Vehicle Identification Number-Based Services
Can we talk about VIN etching for a second? Dealers push “VIN-based theft protection” like it’s a forcefield. Consumer Reports? They basically say don’t bother, insurance companies don’t care. But real VIN stuff—like theft recovery or registration tracking—can actually help. My neighbor’s Accord vanished and somehow showed up in Tennessee, plates swapped, and the only reason it came back? VIN-based telematics. Insurance barely mentioned it.
Some warranties actually tie your service history, recall alerts, or roadside tracking to your VIN. Endurance has a portal where you see real-time claim status by VIN, which is actually useful, but then half the time the registration card lists the wrong warranty date and nobody at the DMV fixes it. If you lose track of coverage, it’s always the VIN that bails you out, but nobody at the dealership ever says that out loud.
Spotting Warranty Scams and Avoiding Pitfalls
If I get one more robocall about my “expiring” warranty, I’m going to lose it. The way warranty companies change things overnight trips up everyone I know. The only real defense? Skepticism. And maybe hanging up on real people by accident. There’s no magic filter—every day, new scam, new script, sometimes not even a real human.

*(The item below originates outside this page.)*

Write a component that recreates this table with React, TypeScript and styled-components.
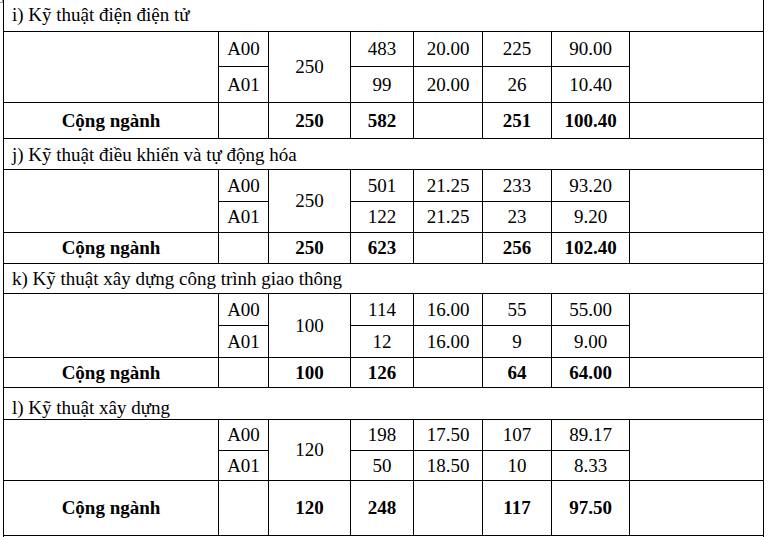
import React from 'react';
import styled, { createGlobalStyle } from 'styled-components';

const GlobalStyle = createGlobalStyle`
    html, body {
        margin: 0;
        padding: 0;
        background: #ffffff;
        overflow: hidden;
    }
    body {
        font-family: 'Liberation Serif', Tinos, 'Times New Roman', Times, 'DejaVu Serif', serif;
        color: #000000;
    }
`

const Page = styled.div`
    position: relative;
    width: 770px;
    height: 537px;
    overflow: hidden;
    padding-left: 3px;
    box-sizing: border-box;
`

const CornerMark = styled.span`
    position: absolute;
    top: 0;
    left: 0;
    width: 2px;
    height: 2px;
    border-right: 1px solid #9a9a9a;
    border-bottom: 1px solid #9a9a9a;
`

const Table = styled.table`
    border-collapse: collapse;
    table-layout: fixed;
    width: 761px;
    margin-top: -1px;
    font-family: 'Liberation Serif', Tinos, 'Times New Roman', Times, 'DejaVu Serif', serif;
    font-size: 19px;
    line-height: 22px;
    color: #000000;
`

const Col = styled.col<{ $w: number }>`
    width: ${p => p.$w}px;
`

const Row = styled.tr<{ $h: number }>`
    height: ${p => p.$h}px;
`

const Cell = styled.td<{ $bold?: boolean }>`
    border: 1px solid #000000;
    padding: 0 4px;
    text-align: center;
    vertical-align: middle;
    font-weight: ${p => (p.$bold ? 700 : 400)};
    white-space: nowrap;
`

const TitleCell = styled.td<{ $pad: number }>`
    border: 1px solid #000000;
    padding: 0 7px ${p => p.$pad}px 8px;
    text-align: left;
    vertical-align: bottom;
    white-space: nowrap;
`

type Line = { code: string; count: string; score: string; admitted: string; pct: string };

type Section = {
    title: string;
    quota: string;
    lines: Line[];
    total: { count: string; admitted: string; pct: string };
    heights: [number, number, number, number];
    titlePad: number;
};

const widths = [215, 50, 82, 63, 69, 69, 78, 134];

const sections: Section[] = [
    {
        title: 'i) Kỹ thuật điện điện tử',
        quota: '250',
        lines: [
            { code: 'A00', count: '483', score: '20.00', admitted: '225', pct: '90.00' },
            { code: 'A01', count: '99', score: '20.00', admitted: '26', pct: '10.40' },
        ],
        total: { count: '582', admitted: '251', pct: '100.40' },
        heights: [32, 35, 36, 36],
        titlePad: 5,
    },
    {
        title: 'j) Kỹ thuật điều khiển và tự động hóa',
        quota: '250',
        lines: [
            { code: 'A00', count: '501', score: '21.25', admitted: '233', pct: '93.20' },
            { code: 'A01', count: '122', score: '21.25', admitted: '23', pct: '9.20' },
        ],
        total: { count: '623', admitted: '256', pct: '102.40' },
        heights: [31, 32, 31, 31],
        titlePad: 3,
    },
    {
        title: 'k) Kỹ thuật xây dựng công trình giao thông',
        quota: '100',
        lines: [
            { code: 'A00', count: '114', score: '16.00', admitted: '55', pct: '55.00' },
            { code: 'A01', count: '12', score: '16.00', admitted: '9', pct: '9.00' },
        ],
        total: { count: '126', admitted: '64', pct: '64.00' },
        heights: [30, 32, 32, 30],
        titlePad: 3,
    },
    {
        title: 'l) Kỹ thuật xây dựng',
        quota: '120',
        lines: [
            { code: 'A00', count: '198', score: '17.50', admitted: '107', pct: '89.17' },
            { code: 'A01', count: '50', score: '18.50', admitted: '10', pct: '8.33' },
        ],
        total: { count: '248', admitted: '117', pct: '97.50' },
        heights: [32, 31, 30, 55],
        titlePad: 0,
    },
];

function SectionRows({ s }: { s: Section }) {
    return (
        <>
            <Row $h={s.heights[0]}>
                <TitleCell colSpan={8} $pad={s.titlePad}>{s.title}</TitleCell>
            </Row>
            {s.lines.map((l, i) => (
                <Row key={l.code} $h={s.heights[i + 1]}>
                    {i === 0 && <Cell rowSpan={2} />}
                    <Cell>{l.code}</Cell>
                    {i === 0 && <Cell rowSpan={2}>{s.quota}</Cell>}
                    <Cell>{l.count}</Cell>
                    <Cell>{l.score}</Cell>
                    <Cell>{l.admitted}</Cell>
                    <Cell>{l.pct}</Cell>
                    {i === 0 && <Cell rowSpan={2} />}
                </Row>
            ))}
            <Row $h={s.heights[3]}>
                <Cell $bold>Cộng ngành</Cell>
                <Cell />
                <Cell $bold>{s.quota}</Cell>
                <Cell $bold>{s.total.count}</Cell>
                <Cell />
                <Cell $bold>{s.total.admitted}</Cell>
                <Cell $bold>{s.total.pct}</Cell>
                <Cell />
            </Row>
        </>
    );
}

export default function App() {
    return (
        <Page>
            <GlobalStyle />
            <CornerMark />
            <Table>
                <colgroup>
                    {widths.map((w, i) => (
                        <Col key={i} $w={w} />
                    ))}
                </colgroup>
                <tbody>
                    {sections.map(s => (
                        <SectionRows key={s.title} s={s} />
                    ))}
                    <Row $h={31}>
                        <TitleCell colSpan={8} $pad={3} />
                    </Row>
                </tbody>
            </Table>
        </Page>
    );
}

Recognizing Telemarketing and Scam Red Flags
“Jenny from Vehicle Services” called me during dinner once—sounded cheerful, but couldn’t name my car. FTC says these calls are scams 93% of the time (2024 report), but people still fall for it. My neighbor nearly read off her VIN because the guy guessed “2017 Honda”—just luck.
Here’s my mental list: real warranty departments don’t call from blocked numbers. Ever notice how scammers threaten “last chance” or say your “account” is at risk? Legit companies never cold-call, and real notices come by mail. Dr. Janice Feldman (compliance advisor somewhere) told me real reps always say their name and company before even asking your ZIP code. Scam callers won’t answer basic questions about coverage. I asked one about exclusionary vs. powertrain and got silence, then—click.
They always call during dinner or when I’m taking out the trash. Don’t bother being polite. Flip it on them—ask for written proof, something that mentions your actual account. They’ll bail.
Filing a Complaint or Seeking Resolution
So you didn’t give out your info—good. Filing a complaint is a mess, but I’ve done it. FTC’s portal works, even if it feels pointless. Sometimes state attorney general offices want actual screenshots, so I save every scam email just in case.
Never call back a scam number. They change too fast. Instead, check the real manufacturer’s website—most post scam alerts and have a reporting process. I even tried Honda’s fraud form last month—got a confirmation email, which felt more satisfying than ranting to my cousin (she stopped listening halfway).
I keep every call log, even if it’s just a nuisance. Agencies want dates, times, sometimes even what the caller sounded like. Dealers appreciate a heads up, too—they track patterns and tip off legal when the scam calls spike. Just save everything somewhere. You never know when it’ll matter.